Beyond being a preferred venue for annoyingly perfect food pictures, dog videos, or wellness and workout tips, Instagram is also a place where many people, particularly millennials and younger generations, go to connect with their favorite brands.
It’s become such an important point of connection, in fact, that investors in luxury labels should be using it to help them decide which brands to put their money behind, according to investment bank UBS. “Given the rising importance of social media for luxury brands—especially in the context of millennials growth—we believe Instagram data can no longer be ignored as a data point for luxury investors, to help them pick the winning brands,” the bank said in an Oct. 19 research note.
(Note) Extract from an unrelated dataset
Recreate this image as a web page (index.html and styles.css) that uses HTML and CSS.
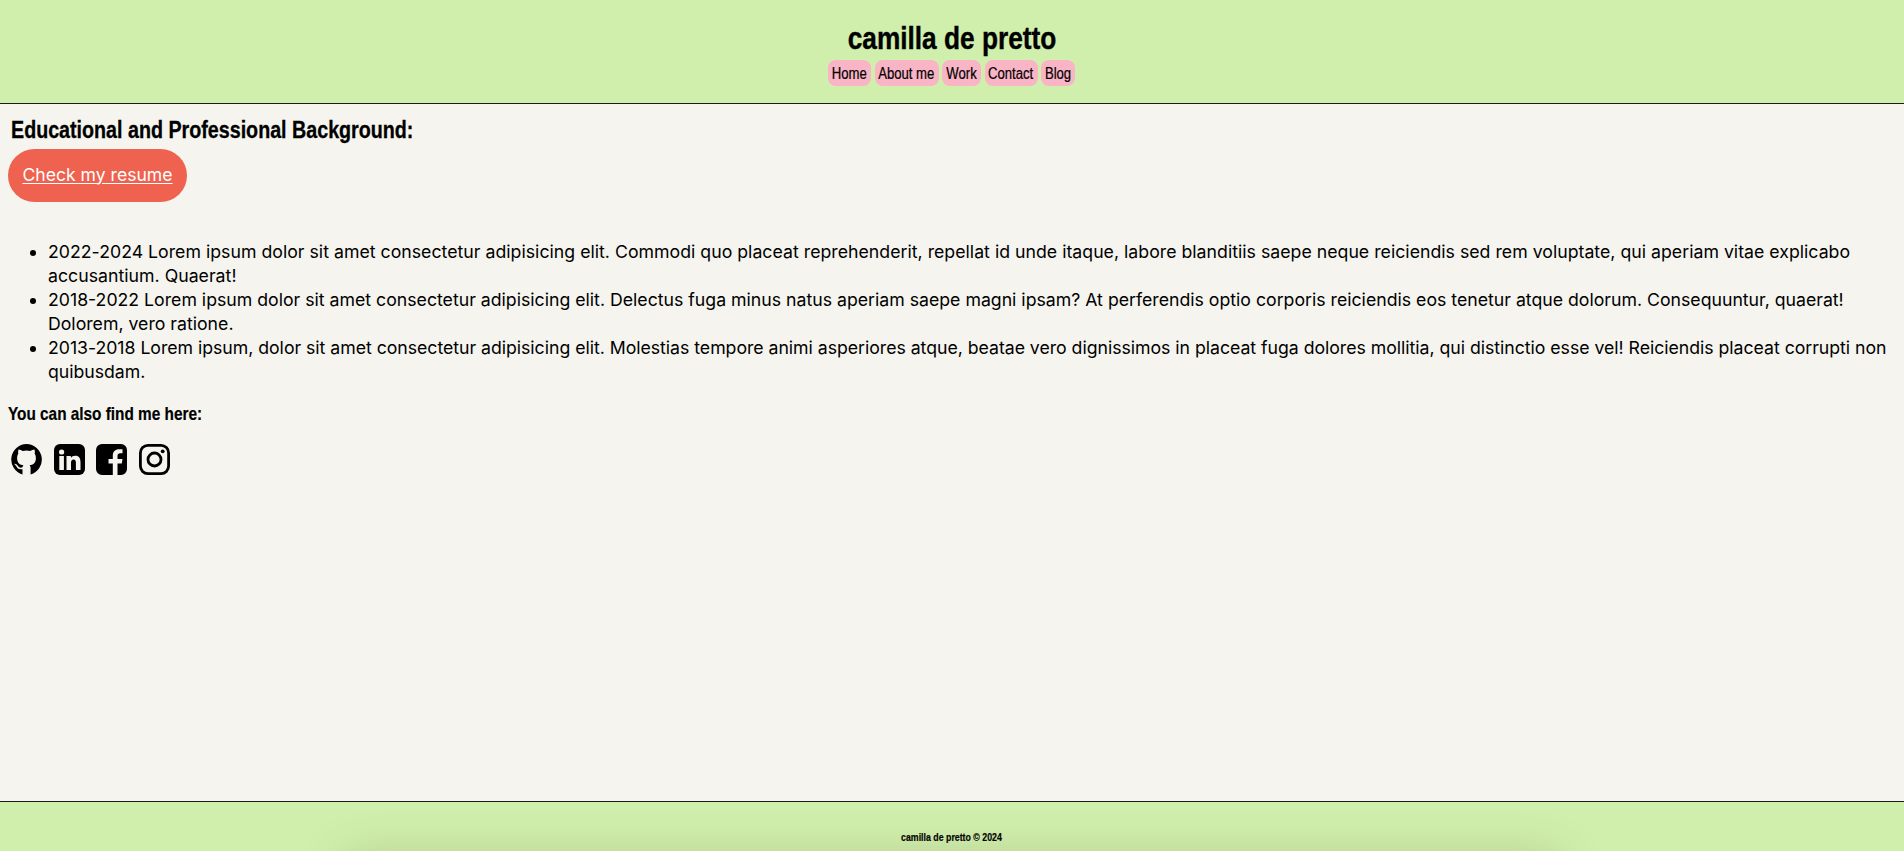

UBS used six key measures to determine the level of engagement between a brand and its followers, including the brand’s total monthly likes, average likes per post, and follower growth. It also used Google Trends to look at search volumes around specific brands.
Instagram engagement offered a reliable indication of “current brand heat,” with top performers including Gucci, Versace, Rolex, and Louis Vuitton. UBS added that there’s a “clear linear relation” between a brand’s number of followers on various social channels and its retail sales. Even if not all of a brand’s followers are current customers, those followers should still translate into sales eventually “as long as there is match between the product offer and earnings capacity.”
One major caveat was that, because engagement can fluctuate a lot around events, UBS wouldn’t use it for trying to predict a brand’s sales in the near term. Another was that the data is most useful for gauging the attitudes of American and European millennials. In China, a major source of sales for luxury brands, Instagram and Google are banned.
The rise of Instagram and social media have helped to flip the power dynamic between brands and the people they hope to sell to, creating a dialogue where once there was more of a monologue. But it’s also an opportunity for brands because it gives them a direct line to customers, at a time when luxury labels are doing more and more of their sales straight to shoppers rather than through retail partners.
It isn’t just millennials and younger shoppers connecting with high-end brands online, of course. A joint report (pdf) last year by management consulting firm Bain & Company and Farfetch, a large online luxury platform, found that a “millennial state of mind” was spreading among luxury shoppers, including the older generations that still accounted for 73% of luxury purchases in 2016.
One of the main characteristics of this mindset was interacting with brands digitally. “Today, 70% of luxury purchases are influenced by online interactions, which means at least one digital interaction has taken place with the brand or the product before those purchases,” the report noted. This behavior is only set to grow, as millennials are expected to make up 40% of luxury purchases by 2025.